Reynolds’ sentencing is scheduled for February 2020. He faces up to twenty years in prison.  He is also facing a pending civil action brought by the SEC, alleging investor losses of over $12.7 million. 


On October 24, 2019, the Securities and Exchange Commission, the Commodity Futures Trading Commission, the Office of the Comptroller of the Currency, and the Federal Deposit Insurance Corporation announced that they were joining the Global Financial Innovation Network. GFIN, which formally launched in January 2019, is an international organization comprised of 50 financial authorities, central banks, and other international organizations worldwide. GFIN seeks “to foster greater cooperation among financial authorities on a variety of innovation topics, regulatory approaches, and lessons learned.” 

In their announcement, the U.S. financial regulatory agencies explained that their participation in GFIN furthered their efforts “to enhance regulatory clarity and understanding for all stakeholders and promote early identification of emerging regulatory opportunities, challenges, and risks” and enhanced their abilities “to encourage responsible innovation in the financial services industry in the United States and abroad.”


On October 18, 2019, in Hamano v. Activision Blizzard Inc., the Central District of California reversed its prior decision and dismissed a putative securities fraud class action against video game distributor Activision. The plaintiff stockholder alleged that Activision fraudulently concealed the impending termination of its longtime licensing agreement with video game developer Bungie LLC in December 2018. The complaint alleged that Activision materially misled investors by failing to disclose the companies’ “negotiations to end the licensing agreement” and the “problems with the[ir] relationship” in public statements and filings in the second and third quarters of 2018.

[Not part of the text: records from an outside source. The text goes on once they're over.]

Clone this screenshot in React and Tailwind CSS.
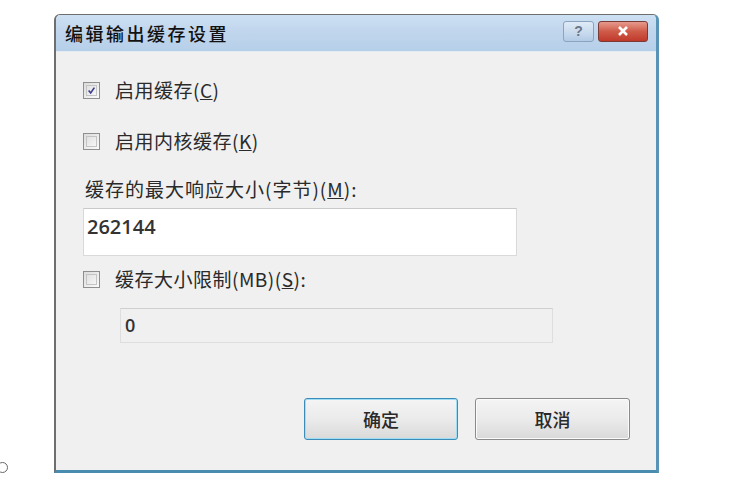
import React from "react";

const font = { fontFamily: '"Noto Sans CJK SC", "Liberation Sans", sans-serif' };

function Check({ checked }) {
  return (
    <div className="w-[17px] h-[17px] border border-[#8e8f8f] bg-gradient-to-br from-[#dcdcdc] to-[#fbfbfb] p-[2px] shrink-0">
      <div className="w-full h-full border border-[#c4c4c4] bg-gradient-to-br from-[#e2e2e2] to-[#f6f6f6] flex items-center justify-center">
        {checked && (
          <svg width="11" height="11" viewBox="0 0 11 11">
            <path d="M2 5.5 L4.5 8.5 L9 2" fill="none" stroke="#3b3d8f" strokeWidth="2" />
          </svg>
        )}
      </div>
    </div>
  );
}

export default function App() {
  return (
    <div className="w-[740px] h-[494px] bg-white flex overflow-hidden" style={font}>
      <div className="w-[54px] flex flex-col justify-end pb-[21px]">
        <div className="w-[11px] h-[11px] rounded-full border border-[#666] -ml-[3px]" />
      </div>
      <div className="mt-[14px] w-[605px] h-[459px] flex flex-col rounded-t-[6px] border-l-2 border-t border-[#6e6e6e] border-r-[3px] border-r-[#5a93b8] border-b-[3px] border-b-[#4a8cb0] bg-[#f0f0f0] overflow-hidden">
        <div className="h-[37px] shrink-0 flex items-center justify-between bg-gradient-to-b from-[#cde0f3] via-[#bfd5ec] to-[#b6cfe9] border-b border-[#e4ebf3] pl-[9px] pr-[8px]">
          <span className="text-[18px] tracking-[2.5px] text-[#111] font-medium mt-[1px]">编辑输出缓存设置</span>
          <div className="flex items-center gap-[4px] -mt-[4px]">
            <div className="w-[31px] h-[21px] rounded-[3px] border border-[#8aa3bf] bg-gradient-to-b from-[#dfeaf6] via-[#cbdcee] to-[#b3cbe6] flex items-center justify-center text-[14px] font-bold text-[#6b7686]" style={{ fontFamily: '"Liberation Sans", sans-serif' }}>?</div>
            <div className="w-[50px] h-[21px] rounded-[3px] border border-[#7a3a35] bg-gradient-to-b from-[#e59a8d] via-[#cf5a48] to-[#c0392b] flex items-center justify-center">
              <svg width="12" height="10" viewBox="0 0 12 10">
                <path d="M2 1 L10 9 M10 1 L2 9" stroke="#ffffff" strokeWidth="2.6" />
              </svg>
            </div>
          </div>
        </div>
        <div className="flex-1 flex flex-col pl-[27px] pr-[20px] text-[#2a2a2a]">
          <div className="mt-[28px] h-[20px] flex items-center gap-[15px]">
            <Check checked />
            <span className="text-[19px] tracking-[0.5px]">启用缓存(<u>C</u>)</span>
          </div>
          <div className="mt-[31px] h-[20px] flex items-center gap-[15px]">
            <Check />
            <span className="text-[19px] tracking-[0.5px]">启用内核缓存(<u>K</u>)</span>
          </div>
          <div className="mt-[28px] h-[20px] flex items-center pl-[2px]">
            <span className="text-[19px] tracking-[1px]">缓存的最大响应大小(字节)(<u>M</u>):</span>
          </div>
          <div className="mt-[9px] w-[434px] h-[48px] bg-white border border-[#d9d9d9] border-t-[#c9c9c9] pl-[3px] pt-[3px]">
            <span className="text-[20px] font-semibold text-[#333]" style={{ fontFamily: '"Open Sans", "Liberation Sans", sans-serif' }}>262144</span>
          </div>
          <div className="mt-[13px] h-[20px] flex items-center gap-[15px]">
            <Check />
            <span className="text-[19px] tracking-[0.5px]">缓存大小限制(MB)(<u>S</u>):</span>
          </div>
          <div className="mt-[19px] ml-[37px] w-[433px] h-[35px] border border-[#dedede] border-t-[#cfcfcf] flex items-center pl-[4px]">
            <span className="text-[18px] font-semibold text-[#333]" style={{ fontFamily: '"Open Sans", "Liberation Sans", sans-serif' }}>0</span>
          </div>
          <div className="mt-[55px] flex justify-end gap-[17px] pr-[6px]">
            <div className="w-[154px] h-[42px] rounded-[3px] border border-[#3c8cb8] shadow-[inset_0_0_0_1px_#9fdcf5] bg-gradient-to-b from-[#f4f4f4] via-[#ebebeb] to-[#d9d9d9] flex items-center justify-center text-[18px] font-medium">确定</div>
            <div className="w-[155px] h-[42px] rounded-[3px] border border-[#8a8a8a] shadow-[inset_0_0_0_1px_#fbfbfb] bg-gradient-to-b from-[#f4f4f4] via-[#ebebeb] to-[#d9d9d9] flex items-center justify-center text-[18px] font-medium">取消</div>
          </div>
        </div>
      </div>
    </div>
  );
}
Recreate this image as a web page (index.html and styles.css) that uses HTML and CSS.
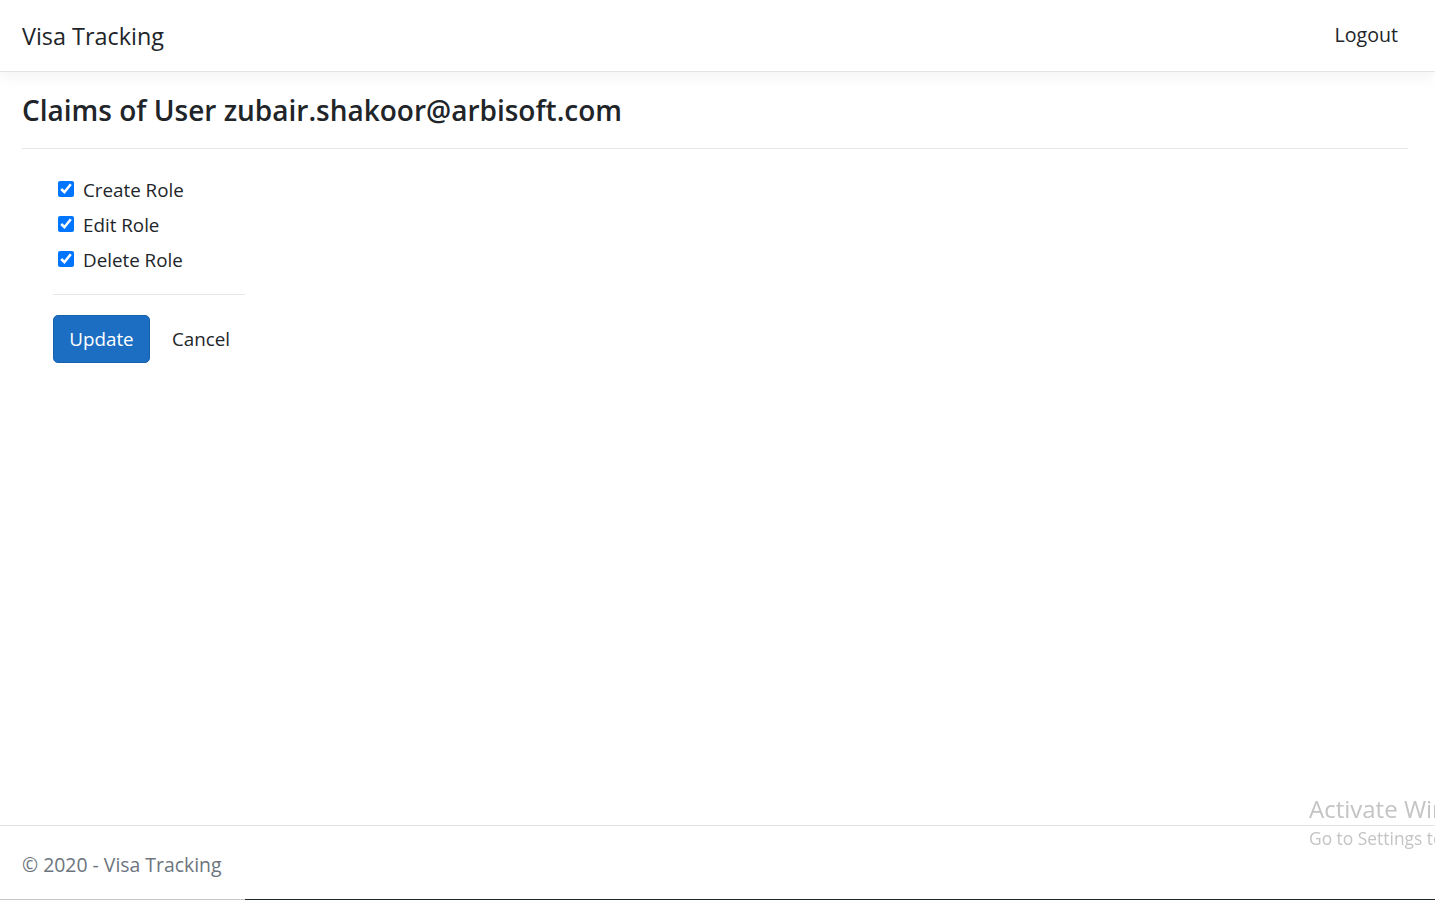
FILE: index.html
```html
<!DOCTYPE html>
<html lang="en">
<head>
<meta charset="utf-8">
<title>Claims - Visa Tracking</title>
<link rel="stylesheet" href="styles.css">
</head>
<body>
<div class="page">
  <header class="navbar">
    <a class="brand" href="#">Visa Tracking</a>
    <a class="nav-link" href="#">Logout</a>
  </header>
  <main class="main">
    <h4 class="title">Claims of User zubair.shakoor@arbisoft.com</h4>
    <hr class="rule">
    <form class="claims-form">
      <label class="check-row"><input type="checkbox" class="check" checked><span>Create Role</span></label>
      <label class="check-row"><input type="checkbox" class="check" checked><span>Edit Role</span></label>
      <label class="check-row"><input type="checkbox" class="check" checked><span>Delete Role</span></label>
      <hr class="rule rule-short">
      <div class="actions">
        <button type="button" class="btn btn-primary">Update</button>
        <a class="btn-link" href="#">Cancel</a>
      </div>
    </form>
  </main>
  <footer class="footer">
    <div class="footer-text">&copy; 2020 - Visa Tracking</div>
    <div class="bottom-strip"><div class="strip-light"></div><div class="strip-dark"></div></div>
  </footer>
</div>
<div class="watermark">
  <div class="wm-title">Activate Windows</div>
  <div class="wm-sub">Go to Settings to activate Windows.</div>
</div>
</body>
</html>
```
FILE: styles.css
```css
html, body {
  margin: 0;
  padding: 0;
  height: 100%;
  overflow: hidden;
  background: #fff;
}
body {
  font-family: "Open Sans", "Noto Sans", "Liberation Sans", sans-serif;
  font-size: 18.8px;
  color: #212529;
}
a { text-decoration: none; }
.page {
  display: flex;
  flex-direction: column;
  min-height: 100vh;
}
.navbar {
  height: 71px;
  border-bottom: 1px solid #e3e3e3;
  box-shadow: 0 5px 15px rgba(0,0,0,0.05);
  display: flex;
  align-items: center;
  justify-content: space-between;
  padding: 0 37px 0 22px;
  flex-shrink: 0;
}
.brand {
  font-size: 23.4px;
  color: #212529;
  line-height: 30px;
}
.nav-link {
  color: #212529;
  font-size: 19.6px;
  line-height: 30px;
  margin-top: -2px;
}
.main {
  padding: 20px 27px 0 22px;
  flex: 1;
}
.title {
  margin: 0;
  font-size: 28px;
  font-weight: 600;
  line-height: 36px;
  color: #212529;
}
.rule {
  margin: 20px 0 0;
  border: 0;
  border-top: 1px solid #e6e6e6;
  height: 0;
}
.claims-form {
  margin: 24px 0 0 31px;
  width: 192px;
  display: flex;
  flex-direction: column;
}
.check-row {
  display: flex;
  align-items: center;
  height: 35px;
  line-height: 35px;
  white-space: nowrap;
}
.check {
  width: 16px;
  height: 16px;
  margin: 0 9px 4px 5px;
  accent-color: #0075ff;
}
.rule-short {
  margin-top: 16px;
}
.actions {
  display: flex;
  align-items: center;
  margin-top: 20px;
  gap: 22px;
}
.btn {
  font-family: inherit;
  font-size: 18.8px;
  height: 48px;
  padding: 0 15px;
  border-radius: 5px;
  cursor: pointer;
}
.btn-primary {
  background: #1b6ec2;
  border: 1px solid #1861ac;
  color: #fff;
  width: 97px;
}
.btn-link {
  color: #212529;
  font-size: 18.8px;
}
.footer {
  border-top: 1px solid #e3e3e3;
  flex-shrink: 0;
}
.footer-text {
  height: 73px;
  line-height: 77px;
  padding-left: 22px;
  color: #6c757d;
  font-size: 19.4px;
}
.bottom-strip {
  display: flex;
  height: 1px;
}
.strip-light {
  width: 245px;
  background: #c6c6c6;
}
.strip-dark {
  flex: 1;
  background: #1e2a2a;
}
.watermark {
  position: fixed;
  left: 1309px;
  top: 793px;
  color: #c4c4c4;
  white-space: nowrap;
  pointer-events: none;
}
.wm-title {
  font-size: 24px;
  line-height: 32px;
}
.wm-sub {
  font-size: 17.4px;
  line-height: 26px;
}
```
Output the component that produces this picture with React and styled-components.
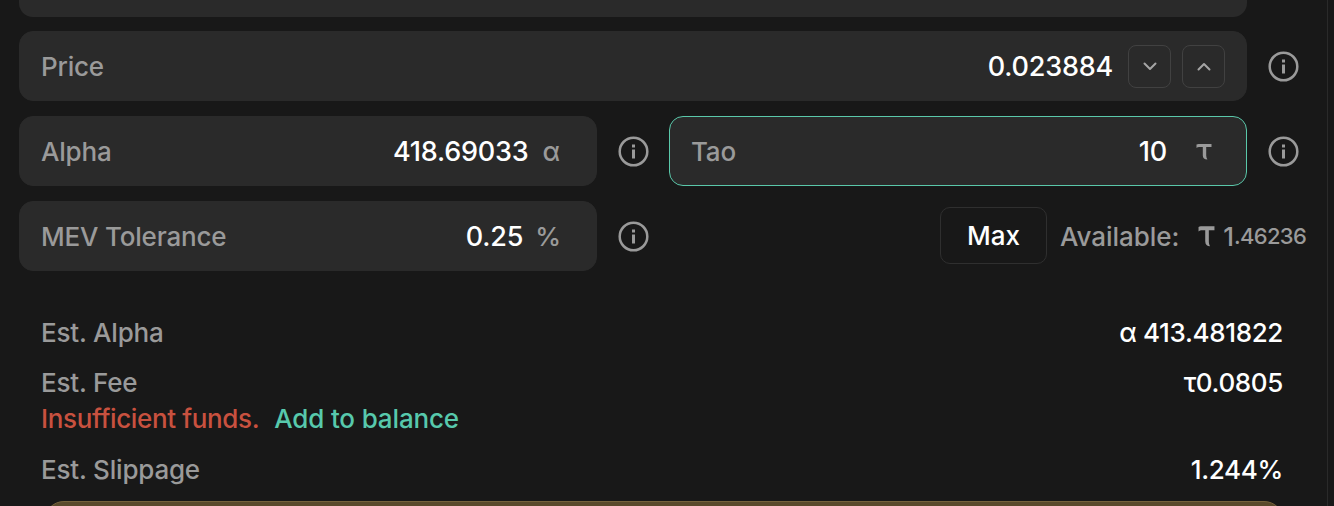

Activision moved to dismiss the suit, arguing that plaintiff failed to allege sufficient facts to support a strong inference of fraudulent intent, or scienter, required under the Private Securities Litigation Reform Act. In September 2018, the court refused to dismiss the suit, holding that plaintiff had adequately pleaded securities fraud claims. Activision sought reconsideration of that decision, asserting that the court had not determined whether plaintiff met the heightened pleading standard for scienter required by the PSLRA.

The court then reversed its prior decision, holding that it had misapplied the heightened pleading standard and finding that plaintiff’s allegations that Activision knew the relationship with Bungie was ending at the time it issued the allegedly misleading statements failed to raise the requisite strong inference of scienter. Each of plaintiff’s factual allegations, the court held, had “equally-plausible non-culpable explanations.” For instance, a shift of development resources away from Bungie’s products could have been motivated by non-nefarious reasons. Similarly, a contentious earnings call between Activision and Bungie did not show an intent to end the relationship, particularly where tension about the quality and financial performance of a particular franchise “could support an equally plausible inference that both Bungie and Activision were still seriously invested in [that franchise’s] future.” Further, the court held that Bungie’s own actions in securing investment from other sources, which could be evidence of Bungie’s preparation to leave the relationship, were irrelevant to Activision’s own intent to terminate. Thus, the court concluded that “[i]nferring scienter from these sparse allegations would require impermissible speculation,” and dismissed the complaint without prejudice. The court allowed plaintiff twenty-one days to amend and noted that failure to comply with the court’s order could result in dismissal with prejudice.